- [WHAT IS BEING ASKED]:
Reproduce the full listing below unchanged, apart from the pictures.

- [DATA SEGMENT]:

++++++++++++++++++++

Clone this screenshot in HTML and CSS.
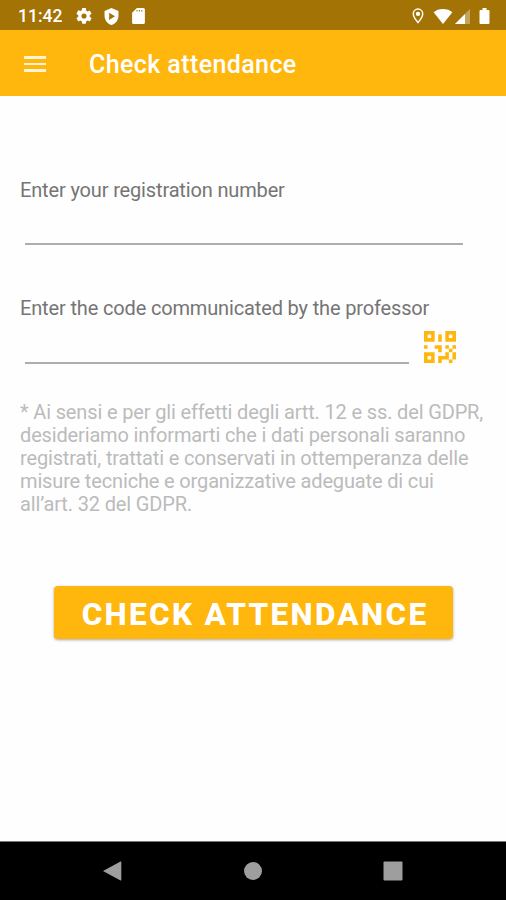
FILE: index.html
```html
<!DOCTYPE html>
<html lang="en">
<head>
  <meta charset="UTF-8">
  <meta name="viewport" content="width=device-width, initial-scale=1.0">
  <title>Check attendance</title>
  <link rel="stylesheet" href="styles.css">
</head>
<body>
<div class="status-bar">
  <span class="time">11:42</span>
  <svg class="settings" viewBox="2 2 20 20"><path fill-rule="evenodd" d="M19.14 12.94c.04-.3.06-.61.06-.94s-.02-.64-.07-.94l2.03-1.58a.49.49 0 0 0 .12-.61l-1.92-3.32a.49.49 0 0 0-.59-.22l-2.39.96a7 7 0 0 0-1.62-.94l-.36-2.54A.48.48 0 0 0 13.92 2h-3.84a.48.48 0 0 0-.47.41l-.36 2.54c-.59.24-1.13.57-1.62.94l-2.39-.96a.48.48 0 0 0-.59.22L2.74 8.87a.48.48 0 0 0 .12.61l2.03 1.58a6 6 0 0 0 0 1.88l-2.03 1.58a.49.49 0 0 0-.12.61l1.92 3.32c.12.22.37.29.59.22l2.39-.96c.5.38 1.03.7 1.62.94l.36 2.54c.05.24.24.41.48.41h3.84c.24 0 .44-.17.47-.41l.36-2.54a7 7 0 0 0 1.62-.94l2.39.96c.22.08.47 0 .59-.22l1.92-3.32a.48.48 0 0 0-.12-.61zM12 15.2a3.2 3.2 0 1 1 0-6.4 3.2 3.2 0 0 1 0 6.4z"/></svg>
  <svg class="shield" viewBox="3 1 18 22"><path fill-rule="evenodd" d="M12 1 3 5v6c0 5.55 3.84 10.74 9 12 5.16-1.26 9-6.45 9-12V5zM9 7l7.500 4.700-7.500 4.800z"/></svg>
  <svg class="sd-card" viewBox="4 2 16 20"><path fill-rule="evenodd" d="M18 2h-8L4 8v12a2 2 0 0 0 2 2h12a2 2 0 0 0 2-2V4a2 2 0 0 0-2-2zM9.500 4.500h1.300v2H9.500zM12.500 4.500h1.300v2h-1.300zM15.500 4.500h1.300v2h-1.300z"/></svg>
  <svg class="location" viewBox="4 1 16 22"><path d="M12 2.500a6.500 6.500 0 0 0-6.500 6.500c0 4.700 6.500 12 6.500 12s6.500-7.300 6.500-12A6.500 6.500 0 0 0 12 2.500z" fill="none" stroke="#fff" stroke-width="2"/><circle cx="12" cy="9" r="3"/></svg>
  <svg class="wifi" viewBox="0 0 20 16"><path d="M10 16 0 3.500C2.500 1.300 6 0 10 0s7.500 1.300 10 3.500z"/></svg>
  <svg class="signal" viewBox="0 0 15 15"><path d="M0 15 15 0v15z" opacity=".35"/><path d="M0 15 10 5v10z"/></svg>
  <svg class="battery" viewBox="0 0 10 16"><path d="M3 0h4v2h2a1 1 0 0 1 1 1v12a1 1 0 0 1-1 1H1a1 1 0 0 1-1-1V3a1 1 0 0 1 1-1h2z"/></svg>
</div>
<header class="app-bar">
  <button class="menu" aria-label="Menu"><span></span><span></span><span></span></button>
  <h1>Check attendance</h1>
</header>
<main>
  <label for="number">Enter your registration number</label>
  <input type="text" id="number">
  <label for="code" class="code-label">Enter the code communicated by the professor</label>
  <div class="code-row">
    <input type="text" id="code">
    <svg class="qr-code" viewBox="3 3 18 18"><path fill-rule="evenodd" d="M3 11h2v2H3zM11 5h2v4h-2zM9 11h4v4h-2v-2H9zM15 11h2v2h2v-2h2v2h-2v2h2v4h-2v2h-2v-2h-4v2h-2v-4h4v-2h2v-2h-2zM19 19v-4h-2v4zM15 3h6v6h-6zM17 5v2h2V5zM3 3h6v6H3zM5 5v2h2V5zM3 15h6v6H3zM5 17v2h2v-2z"/></svg>
  </div>
  <p class="privacy" lang="it">* Ai sensi e per gli effetti degli artt. 12 e ss. del GDPR,<br>desideriamo informarti che i dati personali saranno<br>registrati, trattati e conservati in ottemperanza delle<br>misure tecniche e organizzative adeguate di cui<br>all’art. 32 del GDPR.</p>
  <button class="submit">CHECK ATTENDANCE</button>
</main>
<nav class="nav-bar">
  <svg viewBox="0 0 20 20"><path d="M0 10 17.500.5a.5.5 0 0 1 .8.5v18a.5.5 0 0 1-.8.5z"/></svg>
  <svg viewBox="0 0 20 20"><circle cx="10" cy="10" r="9"/></svg>
  <svg viewBox="0 0 20 20"><rect x=".5" y=".5" width="19" height="19" rx="1"/></svg>
</nav>
</body>
</html>
```
FILE: styles.css
```css
* {
  box-sizing: border-box;
}

body {
  display: flex;
  flex-direction: column;
  height: 900px;
  margin: 0;
  background: #fefefe;
  color: #757575;
  font-family: Roboto, sans-serif;
  font-size: 20px;
  line-height: 23px;
  letter-spacing: -0.15px;
  overflow: hidden;
}

svg {
  display: block;
  flex: none;
  fill: #fff;
}

button {
  border: none;
  padding: 0;
  font-family: inherit;
}

.status-bar {
  display: flex;
  align-items: center;
  height: 30px;
  padding: 2px 16px 0 18px;
  background: #a37305;
  color: #fff;
}

.time {
  width: 58px;
  font-size: 17.5px;
  font-weight: 500;
  letter-spacing: 0;
}

.settings {
  width: 16px;
  height: 16px;
}

.shield {
  width: 15px;
  height: 17px;
  margin-left: 12px;
}

.sd-card {
  width: 13px;
  height: 16px;
  margin-left: 13px;
}

.location {
  width: 12px;
  height: 16px;
  margin-left: auto;
}

.wifi {
  width: 20px;
  height: 15px;
  margin-left: 9px;
}

.signal {
  width: 15px;
  height: 15px;
  margin-left: 2px;
}

.battery {
  width: 11px;
  height: 16px;
  margin-left: 9px;
}

.app-bar {
  display: flex;
  align-items: center;
  height: 66px;
  padding: 2px 0 0 24px;
  background: #ffb60d;
  color: #fff;
}

.menu {
  display: flex;
  flex-direction: column;
  gap: 4px;
  width: 22px;
  margin-right: 43px;
  background: none;
}

.menu span {
  height: 2.5px;
  background: #fff3d6;
}

h1 {
  margin: 0;
  font-size: 25px;
  font-weight: 500;
  letter-spacing: 0.4px;
}

main {
  display: flex;
  flex: 1;
  flex-direction: column;
  padding: 83px 20px 0;
}

input {
  width: 438px;
  height: 43px;
  margin-left: 5px;
  border: none;
  border-bottom: 2px solid #adadad;
  padding: 0;
  background: none;
  font: inherit;
}

.code-label {
  margin-top: 52px;
}

.code-row {
  display: flex;
  align-items: flex-end;
}

.code-row input {
  width: 384px;
  height: 44px;
}

.qr-code {
  width: 32px;
  height: 32px;
  margin: 0 0 1px 15px;
  fill: #ffb60d;
}

.privacy {
  margin: 37px 0 0;
  color: #bbb;
  white-space: nowrap;
}

.submit {
  width: 399px;
  height: 53px;
  margin: 70px 0 0 34px;
  border-radius: 4px;
  padding: 3px 0 0 3px;
  background: #ffb60d;
  box-shadow: 0 1px 3px rgba(0, 0, 0, 0.35);
  color: #fff;
  font-size: 31.5px;
  font-weight: 800;
  letter-spacing: 2.3px;
  white-space: nowrap;
}

.nav-bar {
  display: flex;
  align-items: center;
  justify-content: center;
  gap: 120px;
  height: 59px;
  border-top: 1px solid #777;
  background: #000;
}

.nav-bar svg {
  width: 20px;
  height: 20px;
  fill: #9e9e9e;
}
```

++++++++++++++++++++

- [RESULT OF THE EXERCISE]:
Clone this screenshot in HTML and CSS.
FILE: index.html
```html
<!DOCTYPE html>
<html lang="en">
<head>
  <meta charset="UTF-8">
  <meta name="viewport" content="width=device-width, initial-scale=1.0">
  <title>Check attendance</title>
  <link rel="stylesheet" href="styles.css">
</head>
<body>
<div class="status-bar">
  <span class="time">11:42</span>
  <svg class="settings" viewBox="2 2 20 20"><path fill-rule="evenodd" d="M19.14 12.94c.04-.3.06-.61.06-.94s-.02-.64-.07-.94l2.03-1.58a.49.49 0 0 0 .12-.61l-1.92-3.32a.49.49 0 0 0-.59-.22l-2.39.96a7 7 0 0 0-1.62-.94l-.36-2.54A.48.48 0 0 0 13.92 2h-3.84a.48.48 0 0 0-.47.41l-.36 2.54c-.59.24-1.13.57-1.62.94l-2.39-.96a.48.48 0 0 0-.59.22L2.74 8.87a.48.48 0 0 0 .12.61l2.03 1.58a6 6 0 0 0 0 1.88l-2.03 1.58a.49.49 0 0 0-.12.61l1.92 3.32c.12.22.37.29.59.22l2.39-.96c.5.38 1.03.7 1.62.94l.36 2.54c.05.24.24.41.48.41h3.84c.24 0 .44-.17.47-.41l.36-2.54a7 7 0 0 0 1.62-.94l2.39.96c.22.08.47 0 .59-.22l1.92-3.32a.48.48 0 0 0-.12-.61zM12 15.2a3.2 3.2 0 1 1 0-6.4 3.2 3.2 0 0 1 0 6.4z"/></svg>
  <svg class="shield" viewBox="3 1 18 22"><path fill-rule="evenodd" d="M12 1 3 5v6c0 5.55 3.84 10.74 9 12 5.16-1.26 9-6.45 9-12V5zM9 7l7.500 4.700-7.500 4.800z"/></svg>
  <svg class="sd-card" viewBox="4 2 16 20"><path fill-rule="evenodd" d="M18 2h-8L4 8v12a2 2 0 0 0 2 2h12a2 2 0 0 0 2-2V4a2 2 0 0 0-2-2zM9.500 4.500h1.300v2H9.500zM12.500 4.500h1.300v2h-1.300zM15.500 4.500h1.300v2h-1.300z"/></svg>
  <svg class="location" viewBox="4 1 16 22"><path d="M12 2.500a6.500 6.500 0 0 0-6.500 6.500c0 4.700 6.500 12 6.500 12s6.500-7.300 6.500-12A6.500 6.500 0 0 0 12 2.500z" fill="none" stroke="#fff" stroke-width="2"/><circle cx="12" cy="9" r="3"/></svg>
  <svg class="wifi" viewBox="0 0 20 16"><path d="M10 16 0 3.500C2.500 1.300 6 0 10 0s7.500 1.300 10 3.500z"/></svg>
  <svg class="signal" viewBox="0 0 15 15"><path d="M0 15 15 0v15z" opacity=".35"/><path d="M0 15 10 5v10z"/></svg>
  <svg class="battery" viewBox="0 0 10 16"><path d="M3 0h4v2h2a1 1 0 0 1 1 1v12a1 1 0 0 1-1 1H1a1 1 0 0 1-1-1V3a1 1 0 0 1 1-1h2z"/></svg>
</div>
<header class="app-bar">
  <button class="menu" aria-label="Menu"><span></span><span></span><span></span></button>
  <h1>Check attendance</h1>
</header>
<main>
  <label for="number">Enter your registration number</label>
  <input type="text" id="number">
  <label for="code" class="code-label">Enter the code communicated by the professor</label>
  <div class="code-row">
    <input type="text" id="code">
    <svg class="qr-code" viewBox="3 3 18 18"><path fill-rule="evenodd" d="M3 11h2v2H3zM11 5h2v4h-2zM9 11h4v4h-2v-2H9zM15 11h2v2h2v-2h2v2h-2v2h2v4h-2v2h-2v-2h-4v2h-2v-4h4v-2h2v-2h-2zM19 19v-4h-2v4zM15 3h6v6h-6zM17 5v2h2V5zM3 3h6v6H3zM5 5v2h2V5zM3 15h6v6H3zM5 17v2h2v-2z"/></svg>
  </div>
  <p class="privacy" lang="it">* Ai sensi e per gli effetti degli artt. 12 e ss. del GDPR,<br>desideriamo informarti che i dati personali saranno<br>registrati, trattati e conservati in ottemperanza delle<br>misure tecniche e organizzative adeguate di cui<br>all’art. 32 del GDPR.</p>
  <button class="submit">CHECK ATTENDANCE</button>
</main>
<nav class="nav-bar">
  <svg viewBox="0 0 20 20"><path d="M0 10 17.500.5a.5.5 0 0 1 .8.5v18a.5.5 0 0 1-.8.5z"/></svg>
  <svg viewBox="0 0 20 20"><circle cx="10" cy="10" r="9"/></svg>
  <svg viewBox="0 0 20 20"><rect x=".5" y=".5" width="19" height="19" rx="1"/></svg>
</nav>
</body>
</html>
```
FILE: styles.css
```css
* {
  box-sizing: border-box;
}

body {
  display: flex;
  flex-direction: column;
  height: 900px;
  margin: 0;
  background: #fefefe;
  color: #757575;
  font-family: Roboto, sans-serif;
  font-size: 20px;
  line-height: 23px;
  letter-spacing: -0.15px;
  overflow: hidden;
}

svg {
  display: block;
  flex: none;
  fill: #fff;
}

button {
  border: none;
  padding: 0;
  font-family: inherit;
}

.status-bar {
  display: flex;
  align-items: center;
  height: 30px;
  padding: 2px 16px 0 18px;
  background: #a37305;
  color: #fff;
}

.time {
  width: 58px;
  font-size: 17.5px;
  font-weight: 500;
  letter-spacing: 0;
}

.settings {
  width: 16px;
  height: 16px;
}

.shield {
  width: 15px;
  height: 17px;
  margin-left: 12px;
}

.sd-card {
  width: 13px;
  height: 16px;
  margin-left: 13px;
}

.location {
  width: 12px;
  height: 16px;
  margin-left: auto;
}

.wifi {
  width: 20px;
  height: 15px;
  margin-left: 9px;
}

.signal {
  width: 15px;
  height: 15px;
  margin-left: 2px;
}

.battery {
  width: 11px;
  height: 16px;
  margin-left: 9px;
}

.app-bar {
  display: flex;
  align-items: center;
  height: 66px;
  padding: 2px 0 0 24px;
  background: #ffb60d;
  color: #fff;
}

.menu {
  display: flex;
  flex-direction: column;
  gap: 4px;
  width: 22px;
  margin-right: 43px;
  background: none;
}

.menu span {
  height: 2.5px;
  background: #fff3d6;
}

h1 {
  margin: 0;
  font-size: 25px;
  font-weight: 500;
  letter-spacing: 0.4px;
}

main {
  display: flex;
  flex: 1;
  flex-direction: column;
  padding: 83px 20px 0;
}

input {
  width: 438px;
  height: 43px;
  margin-left: 5px;
  border: none;
  border-bottom: 2px solid #adadad;
  padding: 0;
  background: none;
  font: inherit;
}

.code-label {
  margin-top: 52px;
}

.code-row {
  display: flex;
  align-items: flex-end;
}

.code-row input {
  width: 384px;
  height: 44px;
}

.qr-code {
  width: 32px;
  height: 32px;
  margin: 0 0 1px 15px;
  fill: #ffb60d;
}

.privacy {
  margin: 37px 0 0;
  color: #bbb;
  white-space: nowrap;
}

.submit {
  width: 399px;
  height: 53px;
  margin: 70px 0 0 34px;
  border-radius: 4px;
  padding: 3px 0 0 3px;
  background: #ffb60d;
  box-shadow: 0 1px 3px rgba(0, 0, 0, 0.35);
  color: #fff;
  font-size: 31.5px;
  font-weight: 800;
  letter-spacing: 2.3px;
  white-space: nowrap;
}

.nav-bar {
  display: flex;
  align-items: center;
  justify-content: center;
  gap: 120px;
  height: 59px;
  border-top: 1px solid #777;
  background: #000;
}

.nav-bar svg {
  width: 20px;
  height: 20px;
  fill: #9e9e9e;
}
```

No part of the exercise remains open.